Report, word for word, every line of the material that contains "styled".

++++++

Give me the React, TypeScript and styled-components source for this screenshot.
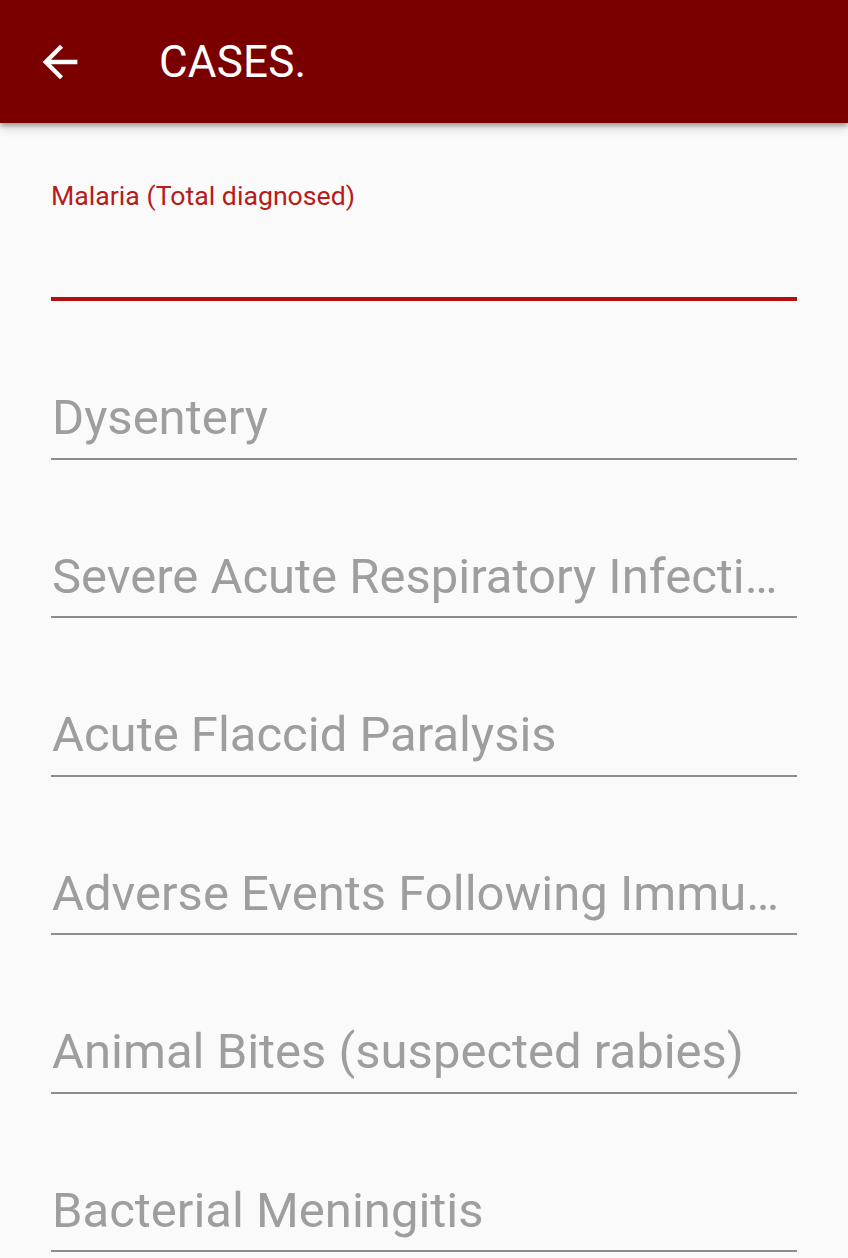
import * as React from 'react';
import styled, { createGlobalStyle } from 'styled-components';

const GlobalStyle = createGlobalStyle`
  html, body {
    margin: 0;
    padding: 0;
    background: #fafafa;
    font-family: Roboto, 'Noto Sans', sans-serif;
    overflow: hidden;
  }
  * {
    box-sizing: border-box;
  }
`;

const Screen = styled.div`
  width: 848px;
  height: 1258px;
  background: #fafafa;
  overflow: hidden;
  display: flex;
  flex-direction: column;
`;

const AppBar = styled.header`
  height: 123px;
  flex-shrink: 0;
  background: #7a0000;
  display: flex;
  align-items: center;
  padding-left: 34px;
  box-shadow: 0 3px 4px rgba(0, 0, 0, 0.28), 0 6px 10px rgba(0, 0, 0, 0.12);
  position: relative;
  z-index: 1;
`;

const BackButton = styled.button`
  width: 52px;
  height: 52px;
  padding: 0;
  border: none;
  background: transparent;
  display: flex;
  color: #ffffff;
  svg {
    display: block;
  }
`;

const Title = styled.h1`
  margin: 0 0 0 73px;
  font-size: 44px;
  font-weight: 400;
  color: #ffffff;
  letter-spacing: 0.2px;
`;

const Form = styled.form`
  padding: 19.5px 51px 0 51px;
  display: flex;
  flex-direction: column;
`;

const Field = styled.div<{ $active?: boolean }>`
  height: 158.5px;
  flex-shrink: 0;
  display: flex;
  flex-direction: column;
  justify-content: ${({ $active }) => ($active ? 'space-between' : 'flex-end')};
  border-bottom: ${({ $active }) => ($active ? '4px solid #b30f0f' : '2.5px solid #8c8c8c')};
  padding-top: ${({ $active }) => ($active ? '38px' : '0')};
`;

const Label = styled.label`
  font-size: 26.7px;
  line-height: 30px;
  color: #b71c1c;
`;

const Input = styled.input`
  width: 100%;
  border: none;
  outline: none;
  background: transparent;
  padding: 0 0 11px 1px;
  margin: 0;
  font-family: Roboto, 'Noto Sans', sans-serif;
  font-size: 49px;
  line-height: 58px;
  height: 69px;
  color: #212121;
  text-overflow: ellipsis;
  white-space: nowrap;
  &::placeholder {
    color: #9e9e9e;
    opacity: 1;
  }
`;

const fields = [
  'Dysentery',
  'Severe Acute Respiratory Infection',
  'Acute Flaccid Paralysis',
  'Adverse Events Following Immunization',
  'Animal Bites (suspected rabies)',
  'Bacterial Meningitis',
];

const ArrowBack = () => (
  <svg width="52" height="52" viewBox="0 0 24 24" fill="currentColor">
    <path d="M20 11H7.83l5.59-5.59L12 4l-8 8 8 8 1.41-1.41L7.83 13H20v-2z" />
  </svg>
);

const App: React.FC = () => {
  return (
    <Screen>
      <GlobalStyle />
      <AppBar>
        <BackButton type="button" aria-label="Back">
          <ArrowBack />
        </BackButton>
        <Title>CASES.</Title>
      </AppBar>
      <Form>
        <Field $active>
          <Label htmlFor="malaria">Malaria (Total diagnosed)</Label>
          <Input id="malaria" type="text" />
        </Field>
        {fields.map((name) => (
          <Field key={name}>
            <Input type="text" placeholder={name} />
          </Field>
        ))}
      </Form>
    </Screen>
  );
};

export default App;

++++++

> _Exercise result_
Give me the React, TypeScript and styled-components source for this screenshot.
import styled, { createGlobalStyle } from 'styled-components';
const Screen = styled.div`
const AppBar = styled.header`
const BackButton = styled.button`
const Title = styled.h1`
const Form = styled.form`
const Field = styled.div<{ $active?: boolean }>`
const Label = styled.label`
const Input = styled.input`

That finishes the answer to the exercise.